## What you are asked to do
All entries below are to be set down again, identical to the source.

## Stored records
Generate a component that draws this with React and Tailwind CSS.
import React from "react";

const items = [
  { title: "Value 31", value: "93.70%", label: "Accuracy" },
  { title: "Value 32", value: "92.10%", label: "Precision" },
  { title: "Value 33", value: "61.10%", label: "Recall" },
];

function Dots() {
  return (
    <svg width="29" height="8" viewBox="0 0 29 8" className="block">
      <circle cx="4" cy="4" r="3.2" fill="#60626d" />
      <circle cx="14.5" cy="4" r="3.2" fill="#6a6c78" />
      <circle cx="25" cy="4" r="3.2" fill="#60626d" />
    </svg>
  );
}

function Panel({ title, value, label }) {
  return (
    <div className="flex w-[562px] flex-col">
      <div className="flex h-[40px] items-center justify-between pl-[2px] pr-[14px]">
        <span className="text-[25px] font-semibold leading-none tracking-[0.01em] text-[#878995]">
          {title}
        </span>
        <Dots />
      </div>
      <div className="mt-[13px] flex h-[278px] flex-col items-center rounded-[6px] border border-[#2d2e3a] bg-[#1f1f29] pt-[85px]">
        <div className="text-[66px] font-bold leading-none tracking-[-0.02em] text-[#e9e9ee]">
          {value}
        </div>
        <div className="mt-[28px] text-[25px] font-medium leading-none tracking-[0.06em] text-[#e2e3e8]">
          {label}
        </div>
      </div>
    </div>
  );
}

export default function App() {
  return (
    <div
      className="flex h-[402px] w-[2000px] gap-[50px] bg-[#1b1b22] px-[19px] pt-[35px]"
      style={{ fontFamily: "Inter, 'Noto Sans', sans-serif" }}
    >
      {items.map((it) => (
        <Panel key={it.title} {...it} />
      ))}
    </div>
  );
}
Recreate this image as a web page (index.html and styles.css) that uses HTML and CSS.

## Reply to the exercise
Generate a component that draws this with React and Tailwind CSS.
import React from "react";

const items = [
  { title: "Value 31", value: "93.70%", label: "Accuracy" },
  { title: "Value 32", value: "92.10%", label: "Precision" },
  { title: "Value 33", value: "61.10%", label: "Recall" },
];

function Dots() {
  return (
    <svg width="29" height="8" viewBox="0 0 29 8" className="block">
      <circle cx="4" cy="4" r="3.2" fill="#60626d" />
      <circle cx="14.5" cy="4" r="3.2" fill="#6a6c78" />
      <circle cx="25" cy="4" r="3.2" fill="#60626d" />
    </svg>
  );
}

function Panel({ title, value, label }) {
  return (
    <div className="flex w-[562px] flex-col">
      <div className="flex h-[40px] items-center justify-between pl-[2px] pr-[14px]">
        <span className="text-[25px] font-semibold leading-none tracking-[0.01em] text-[#878995]">
          {title}
        </span>
        <Dots />
      </div>
      <div className="mt-[13px] flex h-[278px] flex-col items-center rounded-[6px] border border-[#2d2e3a] bg-[#1f1f29] pt-[85px]">
        <div className="text-[66px] font-bold leading-none tracking-[-0.02em] text-[#e9e9ee]">
          {value}
        </div>
        <div className="mt-[28px] text-[25px] font-medium leading-none tracking-[0.06em] text-[#e2e3e8]">
          {label}
        </div>
      </div>
    </div>
  );
}

export default function App() {
  return (
    <div
      className="flex h-[402px] w-[2000px] gap-[50px] bg-[#1b1b22] px-[19px] pt-[35px]"
      style={{ fontFamily: "Inter, 'Noto Sans', sans-serif" }}
    >
      {items.map((it) => (
        <Panel key={it.title} {...it} />
      ))}
    </div>
  );
}
Recreate this image as a web page (index.html and styles.css) that uses HTML and CSS.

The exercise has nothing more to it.